Rovers draw at Stevenage, world ends.

by Rick Johansen

Having followed Bristol Rovers tonight mainly via twitter, I am considering a few options for tomorrow. One is to purchase sufficient razor blades for some Gasheads to put themselves out of their misery and just end it all now and the other is to hope that nothing really bad happens to them in their real lives away from football. If I had not be following the game simultaneously on the BBC website, one might easily have concluded that Rovers had crashed to a terrible defeat at Stevenage, but they didn’t. They drew.

I do understand the passion, believe me, and I get the irrationality that lives within the football fan. I have been there, bought the T shirt and have been as irrational as the next woman or man. But let’s try and be a little dispassionate for one second. Drawing 0-0 at Stevenage might not seem much – they’re down among the dead men, for one thing – but think of something else. In reality, Stevenage had nothing to play for whereas Rovers have everything to play for. Stevenage were safe from relegation, Rovers are in a four way race for two promotion places. Nothing has changed tonight. Trust me: pressure is a massive thing in sport. You do tighten up, you do think too much, you forget to do the basics.

This is a strange time of the season because, for many teams, games no longer matter in terms of promotion or relegation. Teams with nothing to play for can go one way or another. Some players know they will not be playing for their club next season, others will have a contract to play for and they can be playing for the same team.

One thing is for sure. Bristol Rovers are right in the mix, as we football folk say. Despite the efforts of a great manager and the team he has assembled, did Gasheads really expect to be at the heart of the automatic promotion fight come April? We came up by the skin of our teeth last year, the club’s very future was hanging by a thread before Wael Al-Qadi came along and a decent top half finish would surely have sufficed, wouldn’t it?

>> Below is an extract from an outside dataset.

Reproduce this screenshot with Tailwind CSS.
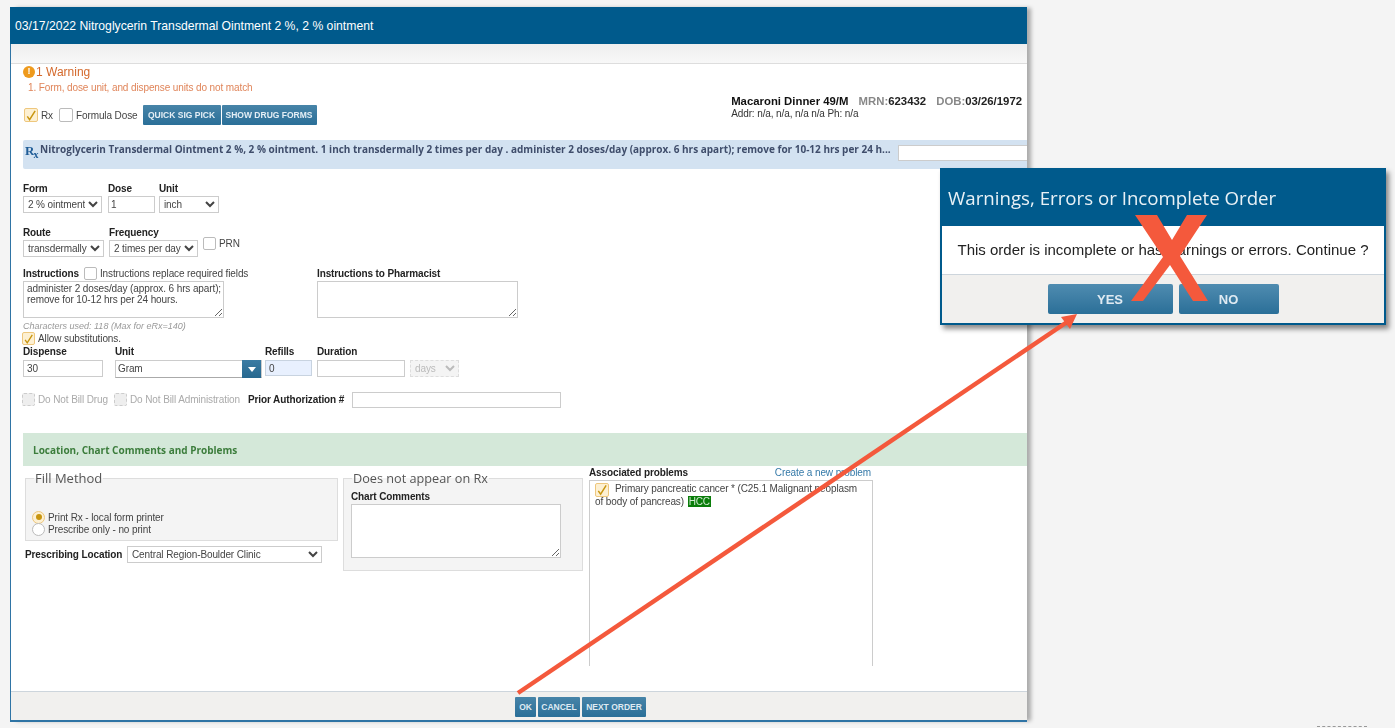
<!DOCTYPE html>
<html lang="en">
<head>
    <meta charset="UTF-8">
    <title>Order</title>
    <script src="https://cdn.jsdelivr.net/npm/@tailwindcss/browser@4"></script>
</head>
<body class="relative w-[1395px] h-[728px] overflow-hidden bg-[#f4f4f4] font-['Liberation_Sans',sans-serif] text-[10px] text-[#444]">

    <!-- order window -->
    <div class="ml-[10px] mt-[7px] w-[1017px] h-[715px] flex flex-col bg-white border-l border-b-2 border-[#2f74a5] shadow-[5px_0_4px_-1px_rgba(0,0,0,0.3)] blur-[0.35px]">
        <div class="h-[37px] -ml-[1px] shrink-0 flex items-center pl-[5px] pt-[2px] bg-[#005a8c] text-white text-[12.2px]">03/17/2022 Nitroglycerin Transdermal Ointment 2 %, 2 % ointment</div>
        <div class="h-[20px] shrink-0 bg-gradient-to-b from-[#eeeeee] to-[#f8f8f8] border-b border-[#ddd]"></div>

        <div class="flex-1 overflow-hidden pl-[12px] tracking-[-0.11px]">
            <!-- warning -->
            <div class="flex items-center h-[14px] mt-[1px] text-[#d4692c] text-[12px] tracking-normal">
                <span class="w-[12px] h-[12px] rounded-full bg-[#ee9a1d] text-white text-[9px] font-bold flex items-center justify-center">!</span>
                <span class="ml-[1px]">1 Warning</span>
            </div>
            <div class="h-[12px] mt-[3px] ml-[5px] text-[#e0855a] leading-[12px]">1. Form, dose unit, and dispense units do not match</div>

            <div class="flex h-[24px] mt-[4px]">
                <div class="flex items-center mt-[7px] ml-[1px] h-[20px]">
                    <span class="w-[14px] h-[14px] border border-[#eec77d] bg-[#fdf0d2] rounded-[2px] flex items-center justify-center">
                        <svg width="13" height="13" viewBox="0 0 13 13"><path d="M2.5 7.5 L5 11 L11 1.5" fill="none" stroke="#c8950f" stroke-width="1.6"/></svg>
                    </span>
                    <span class="ml-[3px] mr-[6px]">Rx</span>
                    <span class="w-[14px] h-[14px] border border-[#bbb] bg-white rounded-[2px]"></span>
                    <span class="ml-[3px] mr-[5px]">Formula Dose</span>
                    <button class="h-[20px] w-[78px] rounded-[1px] bg-gradient-to-b from-[#4784a8] to-[#2a6f98] text-[#e4eef5] text-[8.5px] font-bold tracking-normal">QUICK SIG PICK</button>
                    <button class="h-[20px] w-[95px] ml-[1px] rounded-[1px] bg-gradient-to-b from-[#4784a8] to-[#2a6f98] text-[#e4eef5] text-[8.5px] font-bold tracking-normal">SHOW DRUG FORMS</button>
                </div>
                <div class="ml-auto pr-[5px] -mt-[3px]">
                    <div class="text-[11.35px] font-bold text-[#111] leading-[13px] tracking-normal">Macaroni Dinner 49/M <span class="ml-[7px] text-[#888]">MRN:</span><span class="text-[#222]">623432</span> <span class="ml-[7px] text-[#888]">DOB:</span><span class="text-[#222]">03/26/1972</span></div>
                    <div class="leading-[11px] text-[#333]">Addr: n/a, n/a, n/a n/a Ph: n/a</div>
                </div>
            </div>

            <!-- sig banner -->
            <div class="h-[29px] mt-[18px] flex items-start bg-[#d3e2f1] pl-[2px] rounded-l-[2px] tracking-normal">
                <span class="w-[15px] shrink-0 mt-[3px] font-['Liberation_Serif',serif] font-bold text-[#1f5c96] text-[13px] leading-[16px]">R<sub class="text-[10px] -ml-[1px]">x</sub></span>
                <span class="mt-[2px] font-['Open_Sans',sans-serif] font-bold text-[#3f4d6b] text-[10px] leading-[14px] whitespace-nowrap">Nitroglycerin Transdermal Ointment 2 %, 2 % ointment. 1 inch transdermally 2 times per day . administer 2 doses/day (approx. 6 hrs apart); remove for 10-12 hrs per 24 h...</span>
                <input class="ml-auto shrink-0 mt-[5px] w-[129px] h-[16px] bg-white border border-[#ccc] border-r-0" />
            </div>

            <!-- form / dose / unit -->
            <div class="flex mt-[14px] h-[30px]">
                <label class="w-[85px] font-bold text-[#222] leading-[11px]">Form
                    <select class="block mt-[2px] w-[79px] h-[17px] border border-[#ccc] bg-white font-normal text-[10px] text-[#444]"><option>2 % ointment</option></select>
                </label>
                <label class="w-[51px] font-bold text-[#222] leading-[11px]">Dose
                    <input value="1" class="block mt-[2px] w-[47px] h-[17px] border border-[#ccc] font-normal text-[#444] pl-[2px]" />
                </label>
                <label class="font-bold text-[#222] leading-[11px]">Unit
                    <select class="block mt-[2px] w-[60px] h-[17px] border border-[#ccc] bg-white font-normal text-[10px] text-[#444]"><option>inch</option></select>
                </label>
            </div>

            <!-- route / frequency -->
            <div class="flex mt-[14px] h-[30px]">
                <label class="w-[86px] font-bold text-[#222] leading-[11px]">Route
                    <select class="block mt-[2px] w-[81px] h-[17px] border border-[#ccc] bg-white font-normal text-[10px] text-[#444]"><option>transdermally</option></select>
                </label>
                <label class="w-[94px] font-bold text-[#222] leading-[11px]">Frequency
                    <select class="block mt-[2px] w-[89px] h-[17px] border border-[#ccc] bg-white font-normal text-[10px] text-[#444]"><option>2 times per day</option></select>
                </label>
                <div class="flex items-start mt-[10px]">
                    <span class="w-[13px] h-[13px] border border-[#bbb] rounded-[2px]"></span>
                    <span class="ml-[3px] mt-[1px] leading-[11px]">PRN</span>
                </div>
            </div>

            <!-- instructions -->
            <div class="flex mt-[7px] h-[54px]">
                <div class="w-[294px]">
                    <div class="flex items-center h-[17px] pt-[1px]">
                        <span class="font-bold text-[#222]">Instructions</span>
                        <span class="ml-[5px] w-[13px] h-[13px] border border-[#bbb] rounded-[2px]"></span>
                        <span class="ml-[3px]">Instructions replace required fields</span>
                    </div>
                    <textarea wrap="off" class="block w-[201px] h-[37px] border border-[#ccc] text-[10px] leading-[11px] text-[#444] px-[3px] py-[1px] overflow-hidden">administer 2 doses/day (approx. 6 hrs apart);
remove for 10-12 hrs per 24 hours.</textarea>
                </div>
                <div>
                    <div class="flex items-center h-[17px] pt-[1px] font-bold text-[#222]">Instructions to Pharmacist</div>
                    <textarea class="block w-[201px] h-[37px] border border-[#ccc]"></textarea>
                </div>
            </div>

            <div class="mt-[3px] h-[11px] text-[9px] italic text-[#999] leading-[11px] tracking-normal">Characters used: 118 (Max for eRx=140)</div>
            <div class="flex items-center h-[13px] -ml-[1px]">
                <span class="w-[13px] h-[13px] border border-[#eec77d] bg-[#fdf0d2] rounded-[2px] flex items-center justify-center">
                    <svg width="12" height="12" viewBox="0 0 13 13"><path d="M2.5 7.5 L5 11 L11 1.5" fill="none" stroke="#c8950f" stroke-width="1.6"/></svg>
                </span>
                <span class="ml-[3px]">Allow substitutions.</span>
            </div>

            <!-- dispense -->
            <div class="flex mt-[1px] h-[33px]">
                <label class="w-[92px] font-bold text-[#222] leading-[11px]">Dispense
                    <input value="30" class="block mt-[3px] w-[80px] h-[17px] border border-[#ccc] font-normal text-[#444] pl-[3px]" />
                </label>
                <div class="w-[150px] font-bold text-[#222] leading-[11px]">Unit
                    <div class="flex mt-[3px] w-[147px] h-[18px] border border-[#ccc] border-b-[#aaa]">
                        <span class="flex-1 font-normal text-[#444] pl-[2px] leading-[16px]">Gram</span>
                        <span class="w-[19px] -my-[1px] bg-gradient-to-b from-[#3a7ba3] to-[#27688f] flex items-center justify-center">
                            <svg width="8" height="5" viewBox="0 0 8 5"><path d="M0 0 H8 L4 5 Z" fill="#fff"/></svg>
                        </span>
                    </div>
                </div>
                <label class="w-[52px] font-bold text-[#222] leading-[11px]">Refills
                    <input value="0" class="block mt-[3px] w-[47px] h-[16px] border border-[#c8d3e0] bg-[#e8f0fe] font-normal text-[#444] pl-[3px]" />
                </label>
                <label class="w-[93px] font-bold text-[#222] leading-[11px]">Duration
                    <input class="block mt-[3px] w-[88px] h-[17px] border border-[#ccc]" />
                </label>
                <select disabled class="mt-[14px] w-[49px] h-[17px] border border-dashed border-[#ddd] bg-[#f4f4f4] text-[10px] text-[#bbb]"><option>days</option></select>
            </div>

            <!-- billing -->
            <div class="flex items-center mt-[12px] h-[17px] -ml-[1px]">
                <span class="w-[13px] h-[13px] border border-dashed border-[#ccc] bg-[#eee] rounded-[2px]"></span>
                <span class="ml-[3px] w-[76px] text-[#aaa]">Do Not Bill Drug</span>
                <span class="w-[13px] h-[13px] border border-dashed border-[#ccc] bg-[#eee] rounded-[2px]"></span>
                <span class="ml-[3px] w-[118px] text-[#aaa] whitespace-nowrap">Do Not Bill Administration</span>
                <span class="w-[104px] font-bold text-[#222]">Prior Authorization #</span>
                <input class="w-[209px] h-[16px] border border-[#ccc]" />
            </div>

            <!-- section header -->
            <div class="h-[33px] mt-[25px] flex items-center pl-[10px] pt-[1px] bg-[#d4e8d9] font-['Open_Sans',sans-serif] font-bold text-[#3c7d3c] text-[10px] tracking-normal">Location, Chart Comments and Problems</div>

            <div class="flex h-[200px]">
                <div class="w-[320px] pl-[2px]">
                    <fieldset class="w-[313px] h-[70px] mt-[5px] border border-[#ddd] bg-[#f4f4f4] pl-[8px]">
                        <legend class="px-[1px] font-['Open_Sans',sans-serif] text-[13px] leading-[14px] text-[#555] tracking-normal">Fill Method</legend>
                        <div class="mt-[26px] -ml-[1px] leading-[11px]">
                            <div class="flex items-center h-[12px]">
                                <span class="w-[13px] h-[13px] rounded-full border border-[#eec77d] bg-[#fdf0d2] flex items-center justify-center -ml-[1px]"><span class="w-[6px] h-[6px] rounded-full bg-[#c8950f]"></span></span>
                                <span class="ml-[3px]">Print Rx - local form printer</span>
                            </div>
                            <div class="flex items-center h-[12px]">
                                <span class="w-[13px] h-[13px] rounded-full border border-[#bbb] bg-white -ml-[1px]"></span>
                                <span class="ml-[3px]">Prescribe only - no print</span>
                            </div>
                        </div>
                    </fieldset>
                    <div class="flex items-center mt-[5px] h-[17px]">
                        <span class="font-bold text-[#222] w-[102px]">Prescribing Location</span>
                        <select class="w-[195px] h-[17px] border border-[#ccc] bg-white text-[10px] text-[#444]"><option>Central Region-Boulder Clinic</option></select>
                    </div>
                </div>
                <fieldset class="w-[240px] h-[100px] mt-[5px] border border-[#ddd] bg-[#f4f4f4] pl-[7px]">
                    <legend class="ml-[1px] px-[1px] font-['Open_Sans',sans-serif] text-[12.7px] leading-[14px] text-[#555] tracking-normal">Does not appear on Rx</legend>
                    <div class="font-bold text-[#222] leading-[11px] mt-[6px]">Chart Comments</div>
                    <textarea class="block mt-[2px] w-[210px] h-[54px] border border-[#ccc] bg-white"></textarea>
                </fieldset>
                <div class="w-[284px] ml-[6px]">
                    <div class="flex justify-between h-[15px] -mt-[1px] items-start pr-[2px]">
                        <span class="font-bold text-[#222]">Associated problems</span>
                        <span class="text-[#3479a8]">Create a new problem</span>
                    </div>
                    <div class="h-[186px] border border-[#ccc] border-b-0 pl-[5px] pt-[1px] leading-[12px]">
                        <div class="flex items-center h-[14px]">
                            <span class="w-[14px] h-[14px] mt-[2px] border border-[#eec77d] bg-[#fdf0d2] rounded-[2px] flex items-center justify-center">
                                <svg width="12" height="12" viewBox="0 0 13 13"><path d="M2.5 7.5 L5 11 L11 1.5" fill="none" stroke="#c8950f" stroke-width="1.6"/></svg>
                            </span>
                            <span class="ml-[6px] whitespace-nowrap">Primary pancreatic cancer * (C25.1 Malignant neoplasm</span>
                        </div>
                        <div>of body of pancreas) <span class="ml-[1px] px-[1px] bg-[#0a7d0a] text-[#cfe9cf]">HCC</span></div>
                    </div>
                </div>
            </div>
        </div>

        <!-- footer -->
        <div class="h-[29px] shrink-0 flex items-center gap-[2px] pl-[504px] pt-[2px] bg-[#f1f0ee] border-t border-[#cdd5dc]">
            <button class="w-[21px] h-[20px] rounded-[1px] bg-gradient-to-b from-[#4784a8] to-[#2a6f98] text-[#dfeaf2] text-[8.5px] font-bold">OK</button>
            <button class="w-[42px] h-[20px] rounded-[1px] bg-gradient-to-b from-[#4784a8] to-[#2a6f98] text-[#dfeaf2] text-[8.5px] font-bold">CANCEL</button>
            <button class="w-[64px] h-[20px] rounded-[1px] bg-gradient-to-b from-[#4784a8] to-[#2a6f98] text-[#dfeaf2] text-[8.5px] font-bold">NEXT ORDER</button>
        </div>
    </div>

    <!-- warning dialog -->
    <div class="absolute left-[940px] top-[168px] w-[446px] h-[157px] flex flex-col border-2 border-[#005a8c] bg-white shadow-[3px_4px_5px_rgba(0,0,0,0.45)] blur-[0.35px]">
        <div class="h-[56px] flex items-end pb-[16px] pl-[6px] bg-[#005a8c] text-[#e8f1f6] font-['Open_Sans',sans-serif] text-[18.7px] leading-[24px]">Warnings, Errors or Incomplete Order</div>
        <div class="h-[48px] flex items-center justify-center text-[15px] text-[#222]">This order is incomplete or has warnings or errors. Continue ?</div>
        <div class="flex-1 flex justify-center items-start gap-[6px] pt-[9px] bg-[#f1f0ee] border-t border-[#cdd5dc]">
            <button class="w-[125px] h-[30px] pt-[2px] rounded-[2px] bg-gradient-to-b from-[#4f8cb0] to-[#2a6f98] text-[#dfeaf2] text-[13px] font-bold">YES</button>
            <button class="w-[100px] h-[30px] pt-[2px] rounded-[2px] bg-gradient-to-b from-[#4f8cb0] to-[#2a6f98] text-[#dfeaf2] text-[13px] font-bold">NO</button>
        </div>
    </div>

    <!-- cut off dashes at the bottom edge -->
    <div class="absolute left-[1317px] top-[726px] w-[50px] border-t border-dashed border-[#999]"></div>

    <!-- annotation: red arrow and cross -->
    <svg class="absolute left-0 top-0" width="1395" height="728" viewBox="0 0 1395 728">
        <line x1="518" y1="693" x2="1070" y2="320" stroke="#f4593c" stroke-width="4.5"/>
        <polygon points="1077,314 1061,317 1070,329" fill="#f4593c"/>
        <polygon points="1135,215 1157,215 1172,240 1187,215 1207,215 1180,256 1208,301 1193,301 1170,265 1143,301 1131,301 1163,257" fill="#f4593c"/>
    </svg>
</body>
</html>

Exeter are up next and what will they be feeling like? The came back from 2-0 down tonight at home to Mansfield (who parked the bus at the Mem) and then lost late on. They still have a chance of the play offs. Will they be under pressure to succeed or will they just relax, go out and enjoy the day and see where they end up? If I was their manager, that’s what I’d be telling them. But at a raucous and packed Memorial Stadium, will the atmosphere get to them?

I doubt that Darrell Clarke or the players have had their faith jolted by a 0-0 draw at Stevenage, so neither should the fans. It’s nerve-shredding, for sure, but that’s usually how things are in football. Feel the gloom, take along the tension to BS7 on Saturday and the players will feel it. So don’t!

Promotion or not, these are still the good days at the Rovers and these are still very early days of the new era. This is not John Ward arsing about with a few games left and this is not Nick Higgs leading the club to hell in a handcart. This is a fine young manager with a hungry young team and an owner who wants to take the club in a new upward direction.

Nobody died tonight and Rovers didn’t lose. This was not a bad night.